El summum del abuso del principio democrático fue el llamado «Tsunami democrático». Si la democracia implica respeto de los valores constitucionales y las instituciones básicas, cumplimento de las reglas de juego, procesos de deliberación y votación, acuerdos y consensos, tal Tsunami fue un fenómeno que arrasaba el ordenamiento institucional, generaba división y atacaba la convivencia para conseguir sus objetivos. Se calificó de «democrático» para venderlo como fuerza benéfica del pueblo, pero no lo era, porque carecía de respeto a la ley y las instituciones que garantizan la libertad y diversidad/pluralismo de la sociedad y la concordia para convivir y construir juntos.
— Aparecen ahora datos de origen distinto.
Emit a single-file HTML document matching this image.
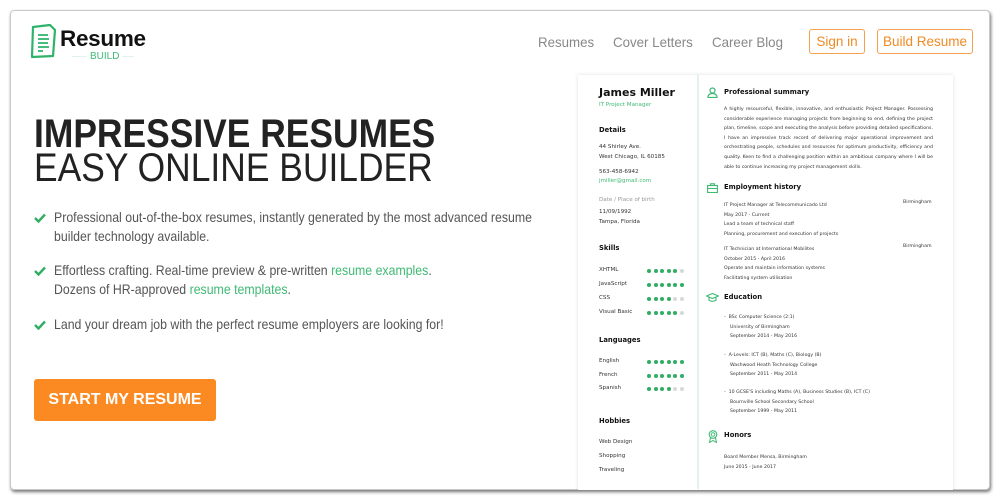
<!DOCTYPE html>
<html><head><meta charset="utf-8"><style>
*{margin:0;padding:0;box-sizing:border-box}
body{width:1000px;height:500px;background:#fff;position:relative;overflow:hidden;font-family:"Liberation Sans",sans-serif}
.card{position:absolute;left:10px;top:10px;width:980px;height:480px;border:1px solid #c8c8c8;border-radius:4px;box-shadow:1px 2px 3px rgba(0,0,0,.55);background:#fff;overflow:hidden}
.a{position:absolute;white-space:nowrap}
.nav{font-size:14px;color:#888;top:34px;transform:scaleX(.95);transform-origin:left}
.btn{position:absolute;border:1px solid #f5a04c;border-radius:3px;color:#f08a24;font-size:13.5px;text-align:center;line-height:23px;top:29px;height:25px}
.h{font-size:40px;color:#222;left:34px;transform:scaleX(.885);transform-origin:left}
.li{font-size:14px;color:#555;left:54px;line-height:19px;transform:scaleX(.88);transform-origin:left}
.li a{color:#3fba74;text-decoration:none}
.ck{position:absolute;left:34px;width:12px;height:10px}
.res{position:absolute;left:568px;top:65px;width:395px;height:425px;overflow:hidden}
.res .p{position:absolute;left:10px;top:10px;width:375px;height:430px;background:#fff;box-shadow:0 0 4px rgba(0,0,0,.12)}
.r{position:absolute;white-space:nowrap;font-family:"DejaVu Sans","Liberation Sans",sans-serif;color:#333;line-height:1}
.s{font-size:4.7px}
.m{font-size:5.6px}
.hd{font-size:6.8px;font-weight:bold;color:#111}
.g{color:#3fba74}
.dots{position:absolute;left:647px;display:flex;gap:2.5px}
.dots i{width:4px;height:4px;border-radius:50%;background:#2fae63;display:block}
.dots i.o{background:#d8d8d8}
</style></head><body>
<div class="card"></div>
<svg class="a" style="left:28px;top:23px" width="30" height="36" viewBox="0 0 30 36"><path d="M5 4 L22 2 L27 7 L25 33 L4 34 Z" fill="none" stroke="#2fb36a" stroke-width="2.2" stroke-linejoin="round"/><path d="M10 12h10M10 16h11M10 20h10M10 24h11M10 28h5" stroke="#2fb36a" stroke-width="1.8"/></svg>
<div class="a" style="left:60px;top:26px;font-size:22.5px;font-weight:bold;color:#111;letter-spacing:-.3px">Resume</div>
<div class="a" style="left:72px;top:56px;width:62px;border-top:1px solid #e3f3ea"></div>
<div class="a" style="left:87px;top:51px;font-size:10px;color:#3fba74;background:#fff;padding:0 3px">BUILD</div>
<div class="a nav" style="left:538px">Resumes</div>
<div class="a nav" style="left:613px">Cover Letters</div>
<div class="a nav" style="left:712px">Career Blog</div>
<div class="btn" style="left:809px;width:56px">Sign in</div>
<div class="btn" style="left:877px;width:96px">Build Resume</div>
<div class="a h" style="top:112px;font-weight:bold">IMPRESSIVE RESUMES</div>
<div class="a h" style="top:146px">EASY ONLINE BUILDER</div>
<svg class="ck" style="top:213px" viewBox="0 0 12 10"><path d="M1 5l3.5 3.5L11 1.5" fill="none" stroke="#2fae63" stroke-width="2.4"/></svg>
<div class="a li" style="top:208px">Professional out-of-the-box resumes, instantly generated by the most advanced resume<br>builder technology available.</div>
<svg class="ck" style="top:266px" viewBox="0 0 12 10"><path d="M1 5l3.5 3.5L11 1.5" fill="none" stroke="#2fae63" stroke-width="2.4"/></svg>
<div class="a li" style="top:261px">Effortless crafting. Real-time preview &amp; pre-written <a>resume examples</a>.<br>Dozens of HR-approved <a>resume templates</a>.</div>
<svg class="ck" style="top:320px" viewBox="0 0 12 10"><path d="M1 5l3.5 3.5L11 1.5" fill="none" stroke="#2fae63" stroke-width="2.4"/></svg>
<div class="a li" style="top:315px">Land your dream job with the perfect resume employers are looking for!</div>
<div class="a" style="left:34px;top:379px;width:182px;height:42px;background:#fa8a21;border-radius:3px;color:#fff;font-weight:bold;font-size:16px;text-align:center;line-height:42px">START MY RESUME</div>

<div class="res"><div class="p"></div></div>
<div class="a" style="left:697px;top:75px;width:1.5px;height:414px;background:#e2f3e9"></div>
<div class="r" style="left:599px;top:87px;font-size:11px;font-weight:bold;color:#111">James Miller</div>
<div class="r m g" style="left:599px;top:103px">IT Project Manager</div>
<div class="r hd" style="left:599px;top:127px">Details</div>
<div class="r m" style="left:599px;top:142px;line-height:10px">44 Shirley Ave.<br>West Chicago, IL 60185</div>
<div class="r m" style="left:599px;top:170px">563-458-6942</div>
<div class="r m g" style="left:599px;top:179px">jmiller@gmail.com</div>
<div class="r m" style="left:599px;top:198px;color:#999">Date / Place of birth</div>
<div class="r m" style="left:599px;top:207px;line-height:10px">11/09/1992<br>Tampa, Florida</div>
<div class="r hd" style="left:599px;top:245px">Skills</div>
<div class="r m" style="left:599px;top:268px">XHTML</div><div class="dots" style="top:269px"><i></i><i></i><i></i><i></i><i></i><i class="o"></i></div>
<div class="r m" style="left:599px;top:282px">JavaScript</div><div class="dots" style="top:283px"><i></i><i></i><i></i><i></i><i></i><i></i></div>
<div class="r m" style="left:599px;top:296px">CSS</div><div class="dots" style="top:297px"><i></i><i></i><i></i><i></i><i class="o"></i><i class="o"></i></div>
<div class="r m" style="left:599px;top:310px">Visual Basic</div><div class="dots" style="top:311px"><i></i><i></i><i></i><i></i><i></i><i class="o"></i></div>
<div class="r hd" style="left:599px;top:337px">Languages</div>
<div class="r m" style="left:599px;top:359px">English</div><div class="dots" style="top:360px"><i></i><i></i><i></i><i></i><i></i><i></i></div>
<div class="r m" style="left:599px;top:373px">French</div><div class="dots" style="top:374px"><i></i><i></i><i></i><i></i><i></i><i></i></div>
<div class="r m" style="left:599px;top:386px">Spanish</div><div class="dots" style="top:387px"><i></i><i></i><i></i><i></i><i class="o"></i><i class="o"></i></div>
<div class="r hd" style="left:599px;top:418px">Hobbies</div>
<div class="r m" style="left:599px;top:435px;line-height:14px">Web Design<br>Shopping<br>Traveling</div>

<svg class="a" style="left:707px;top:87px" width="11" height="11" viewBox="0 0 11 11"><circle cx="5.5" cy="3.5" r="2.5" fill="none" stroke="#3fba74" stroke-width="1.2"/><path d="M1 10.5c0-3 2-4 4.5-4s4.5 1 4.5 4z" fill="none" stroke="#3fba74" stroke-width="1.2"/></svg>
<div class="r hd" style="left:724px;top:89px">Professional summary</div>
<div class="r s" style="left:724px;top:105px;width:209px;white-space:normal;line-height:9.6px;text-align:justify">A highly resourceful, flexible, innovative, and enthusiastic Project Manager. Possessing considerable experience managing projects from beginning to end, defining the project plan, timeline, scope and executing the analysis before providing detailed specifications. I have an impressive track record of delivering major operational improvement and orchestrating people, schedules and resources for optimum productivity, efficiency and quality. Keen to find a challenging position within an ambitious company where I will be able to continue increasing my project management skills.</div>
<svg class="a" style="left:707px;top:183px" width="11" height="10" viewBox="0 0 11 10"><rect x=".6" y="2.5" width="9.8" height="7" fill="none" stroke="#3fba74" stroke-width="1.1"/><path d="M3.5 2.5V.8h4v1.7M.6 5.5h9.8" fill="none" stroke="#3fba74" stroke-width="1.1"/></svg>
<div class="r hd" style="left:724px;top:184px">Employment history</div>
<div class="r s" style="left:724px;top:201px;line-height:9.5px">IT Project Manager at Telecommunicado Ltd<br>May 2017 - Current<br>Lead a team of technical staff<br>Planning, procurement and execution of projects</div>
<div class="r s" style="left:903px;top:201px">Birmingham</div>
<div class="r s" style="left:724px;top:245px;line-height:9.5px">IT Technician at International Mobilites<br>October 2015 - April 2016<br>Operate and maintain information systems<br>Facilitating system utilisation</div>
<div class="r s" style="left:903px;top:245px">Birmingham</div>
<svg class="a" style="left:706px;top:293px" width="13" height="9" viewBox="0 0 13 9"><path d="M.5 3L6.5.5 12.5 3 6.5 5.5z M3 4.2v3c2 1.5 5 1.5 7 0v-3" fill="none" stroke="#3fba74" stroke-width="1.1"/></svg>
<div class="r hd" style="left:724px;top:294px">Education</div>
<div class="r s" style="left:724px;top:313px;line-height:9.5px">-&nbsp; BSc Computer Science (2:1)<br>&nbsp;&nbsp;&nbsp; University of Birmingham<br>&nbsp;&nbsp;&nbsp; September 2014 - May 2016</div>
<div class="r s" style="left:724px;top:351px;line-height:9.5px">-&nbsp; A-Levels: ICT (B), Maths (C), Biology (B)<br>&nbsp;&nbsp;&nbsp; Washwood Heath Technology College<br>&nbsp;&nbsp;&nbsp; September 2011 - May 2014</div>
<div class="r s" style="left:724px;top:388px;line-height:9.5px">-&nbsp; 10 GCSE'S including Maths (A), Business Studies (B), ICT (C)<br>&nbsp;&nbsp;&nbsp; Bournville School Secondary School<br>&nbsp;&nbsp;&nbsp; September 1999 - May 2011</div>
<svg class="a" style="left:708px;top:430px" width="10" height="13" viewBox="0 0 10 13"><circle cx="5" cy="4.5" r="3.8" fill="none" stroke="#3fba74" stroke-width="1.1"/><circle cx="5" cy="4.5" r="1.8" fill="none" stroke="#3fba74" stroke-width="1"/><path d="M2.5 7.5L1.5 12.5 5 10.5 8.5 12.5 7.5 7.5" fill="none" stroke="#3fba74" stroke-width="1"/></svg>
<div class="r hd" style="left:724px;top:432px">Honors</div>
<div class="r s" style="left:724px;top:453px;line-height:9.5px">Board Member Mensa, Birmingham<br>June 2015 - June 2017</div>
</body></html>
En el recién estrenado año 2023 nos jugamos mucho. Estamos ante una encrucijada en la cual «es de todo punto necesario recuperar la conciencia ciudadana y la confianza en las instituciones, todo ello en el respeto a los cauces y principios que el pueblo ha sancionado en la Constitución». Son palabras de nuestros obispos tras el intento de golpe de Estado de 1981 y tras el otro gran asalto acontecido en 2017. En su gran discurso de Nochebuena, Don Felipe reconoció que muchas cosas han cambiado desde la aprobación de la Constitución, pero que siguen plenamente vigentes el espíritu que la vio nacer, sus principios y fundamentos, que son obra de todos. Esas son las claves de cómo los españoles transitamos a la democracia y las que nos permitirán mantenerla viva.

Julio L. Martínez es rector de la Universidad Pontificia Comillas.